Formerly called Shandileer, this bubbly band is led by bass guitarist/arranger Emanuel Ector, formerly of Charlie’s Roots, and flamboyant lead singer Ronnie MacIntosh, son of the late Art De Coteau, a leading calypso arranger. The band ruled the fetes in 1993 with their controversial version of the donkey dance, borrowed from Calypso Pat of St Croix. All eyes will be on them for an equally thrilling followup this Carnival.

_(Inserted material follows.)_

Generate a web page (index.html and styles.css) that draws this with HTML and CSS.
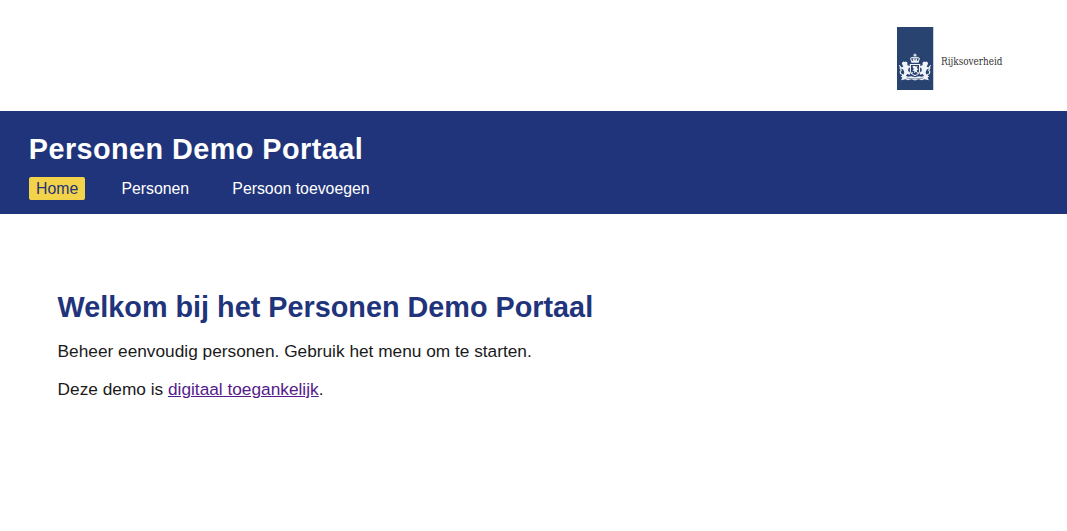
FILE: index.html
```html
<!DOCTYPE html>
<html lang="nl">
<head>
<meta charset="utf-8">
<title>Personen Demo Portaal</title>
<link rel="stylesheet" href="styles.css">
</head>
<body>
<div class="brand">
  <svg class="logo" width="140" height="63" viewBox="0 0 140 63" role="img" aria-label="Rijksoverheid">
    <rect class="logo-edge" x="36" width="1" height="63"/>
    <rect class="logo-blue" width="36" height="63"/>
    <g class="arms" transform="translate(-1.1 -1.5) scale(1.06 1.04)">
      <path d="M17.5 27h1v1h1v1h-1v1h-1v-1h-1v-1h1z"/>
      <path class="arms-line" d="M14.8 34.5L13.9 31.8Q15 29.8 17.8 31Q20.8 29.8 22.1 31.8L21.2 34.5ZM16 31.5l1 2.4M18 30.5v3.4M20 31.5l-1 2.4"/>
      <path d="M14.5 34.3h7v1.5h-7zM13 37h10v1H13z"/>
      <path class="arms-line" d="M13.7 38v6.5Q14.5 47 18 48.3Q21.5 47 22.3 44.5V38"/>
      <path d="M15.5 39.5l2-.8 1.2.8 1.8-.6-.7 2 1.5 1.4-1.5.5.5 2.8-1.4-1.2-1.7 1.6.2-2.2-2-.5 1.6-1.3zM15 45h1.2v1H15zM20 45h1v1h-1z"/>
      <g id="lion">
        <path d="M5.6 36l1.4-1.3 1.3.3 1.3-.5 1.3 1.3-.2 2 1.3 1.4 2-1 .3 1.2-2.5 2-.3 2.3 2.2 1.7-.4 2-2.6-.8-1.6 2.4H5.4l.3-1.2 1.5-.7.7-2.1-1-2.7-1.9-.7-1.1-1.7 1.6.2 1.5-.4-.9-2z"/>
        <path class="arms-line" d="M7 47.5l-2.6-1.2-.4-2 1.1-1.3-1.2-1.9.5-1.6-1.4-1.1M8.8 40.5l3.3-1.8"/>
      </g>
      <use href="#lion" transform="matrix(-1 0 0 1 36 0)"/>
      <path d="M4.5 48.8l4-.8 3 1.2 3-.5 3.5 1.1 3.5-1.1 3 .5 3-1.2 4 .8-1.6 1.4 1.3 2.4-4.2-.9-2.5 1-3-.9-3.5 1.1-3.5-1.1-3 .9-2.5-1-4.2.9 1.3-2.4z"/>
      <path class="arms-gap" d="M10 50.5q4 .8 8 .8t8-.8"/>
    </g>
    <text class="logo-text" x="44" y="38" textLength="61.5" lengthAdjust="spacingAndGlyphs">Rijksoverheid</text>
  </svg>
</div>
<header class="header">
  <div class="title">Personen Demo Portaal</div>
  <nav class="nav">
    <a class="nav-link active">Home</a>
    <a class="nav-link">Personen</a>
    <a class="nav-link">Persoon toevoegen</a>
  </nav>
</header>
<main class="main">
  <h1 class="heading">Welkom bij het Personen Demo Portaal</h1>
  <p class="text">Beheer eenvoudig personen. Gebruik het menu om te starten.</p>
  <p class="text">Deze demo is <a class="link" href="#">digitaal toegankelijk</a>.</p>
</main>
</body>
</html>
```

FILE: styles.css
```css
body { margin: 0; background: #fff; color: #1a1a1a; font-family: Arial, "Liberation Sans", sans-serif; }
.brand { display: flex; justify-content: flex-end; box-sizing: border-box; height: 111px; padding: 27px 30px 0 0; }
.logo { display: block; }
.logo-blue { fill: #294370; }
.logo-edge { fill: #cbd1dc; }
.arms { fill: #f0f3f7; }
.arms-line { fill: none; stroke: #f0f3f7; stroke-width: 1; }
.arms-gap { fill: none; stroke: #294370; stroke-width: .5; }
.logo-text { font: 10.5px "DejaVu Serif Condensed", "DejaVu Serif", serif; fill: #333; }
.header { box-sizing: border-box; height: 103px; padding: 22px 28.8px 0; background: #1f347a; color: #fff; }
.title { font-size: 28.8px; line-height: 33px; font-weight: 700; letter-spacing: .45px; }
.nav { display: flex; gap: 28.8px; margin-top: 11px; }
.nav-link { padding: 0 7.2px; border-radius: 2px; font-size: 15.84px; line-height: 23px; color: #fff; }
.active { background: #f3d34a; color: #1f347a; }
.main { padding: 76px 57.6px 0; }
.heading { margin: 0; font-size: 28.8px; line-height: 34px; color: #1f347a; }
.text { margin: 0; padding-top: 18px; font-size: 17.28px; line-height: 20px; }
.heading + .text { padding-top: 17px; }
.link { color: #551a8b; }
```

Eight years ago child prodigy Machel Montano was making waves on the calypso stage as the youngest competitor in the Calypso Monarch finals. Now, he leads his own band Xtatik on the party scene. This is the fresh, new sound of soca’s youth; the band focuses largely on soca but includes reggae and pop sounds. Xtatik boasts some of the best young musicians in the country; and they’re defining the soca sound of the future.

Roy Cape Kaiso All Stars

When it comes to veteran calypso bands, none is more revered than this group, led by the dreadlocked saxophonist Roy Cape who began playing music in 1958. The All Stars, formed in 1981, become an in-house calypso tent band for the Carnival season. Their experience provides a lively night of music as they back up traditional calypsonians and saucy soca stars. Outside Carnival, they tour the globe from New York to Japan with calypso greats. This year, they leave Spektakula to play at the new Kisskidee Kaiso Tent.

Second Imij

The hottest band in town these days, many Trinidadians will tell you: the rainbow coalition of music. Known for ethnic diversity, scintillating performances and jumpy soca, Second Imij is a major crowd-puller at fetes. Formed in 1989, it produces rousing Road March material, and is a favourite among young soca fans – but can hold seasoned party-goers too. Lead singer/ song writer Russell Cadogan is a spell-binding performer. Two years ago, the band took town by storm with On the Count of Four. You’ll find them in fetes and on the road this year playing for Poison.